The character is everywhere. He’s always been everywhere. He’ll continue to be everywhere.
And I guess the question I’ll attempt to answer as this article concludes, is why?
Why has this character captured the global cultural zeitgeist in such a significant way? How is it that Mario has achieved heights previously only reached by Mickey Mouse in terms of a character being so synonymous with and representative of their medium?
I think there are multiple answers to the question, Nintendo’s diversification of its asset to broaden its appeal to the greatest number of potential consumers definitely being one of the more tangible ones. The shelf life of the character is another explanation; a lot of people have encountered the plumber since his debut in 1981.
But I think there exists a more emotional, or perhaps sentimental, read of this situation, one that perhaps bolsters both of the aforementioned arguments. In an article for Pacific Standard, Tristan Bridges argues that Mario is “an identity known around the world because of his simple association with the same human sentiment — joy.”
Joy. Is this simple, one-word explanation really the only thing we need to consider when trying to answer why Mario has been able to maintain a significant level of global cultural prominence for over 40 years?

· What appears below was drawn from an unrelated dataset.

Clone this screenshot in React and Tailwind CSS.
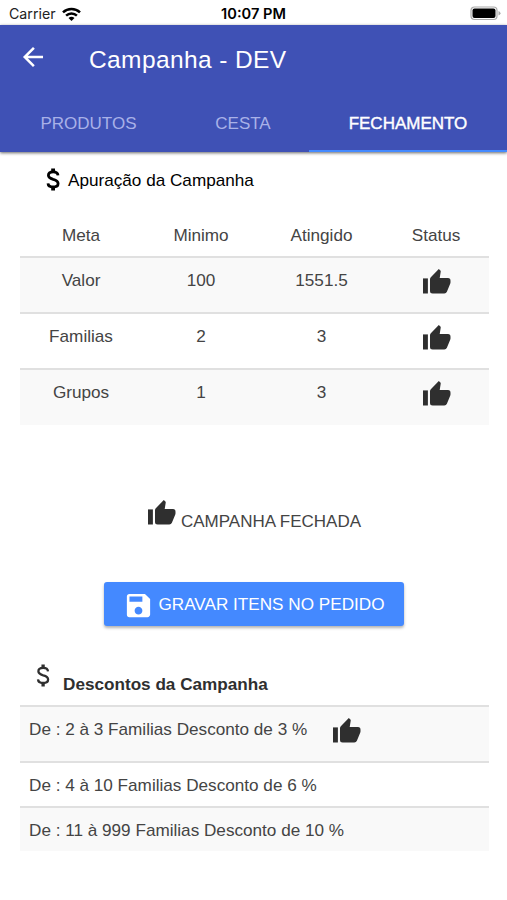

At the basis of it, maybe. Nostalgia is a powerful drug. The character of Mario brings people back to a simpler time in their lives, a time in which they enjoyed Mario-related content while surrounded by friends and family without an additional care in the world.
And given the efficiency with which Nintendo has diversified its asset over the past 42 years, the number of people it’s reached is perhaps in the billions.
Mario, as a character, has carved out a spot in our collective heart and mind thanks to his accessibility. It’s a trend that hasn’t slowed, and if history is any indication, it won’t slow anytime soon, either.
“He’s become sort of this worldwide easily accessible idea,” Miyamoto told TIME. “People like it. That’s great.
“Because Mario, as we’ve spoken about earlier, evolves with technology, it’s hard to say where he’s going to be in 25 years . . . I’m confident, though, people will still be playing as Mario.”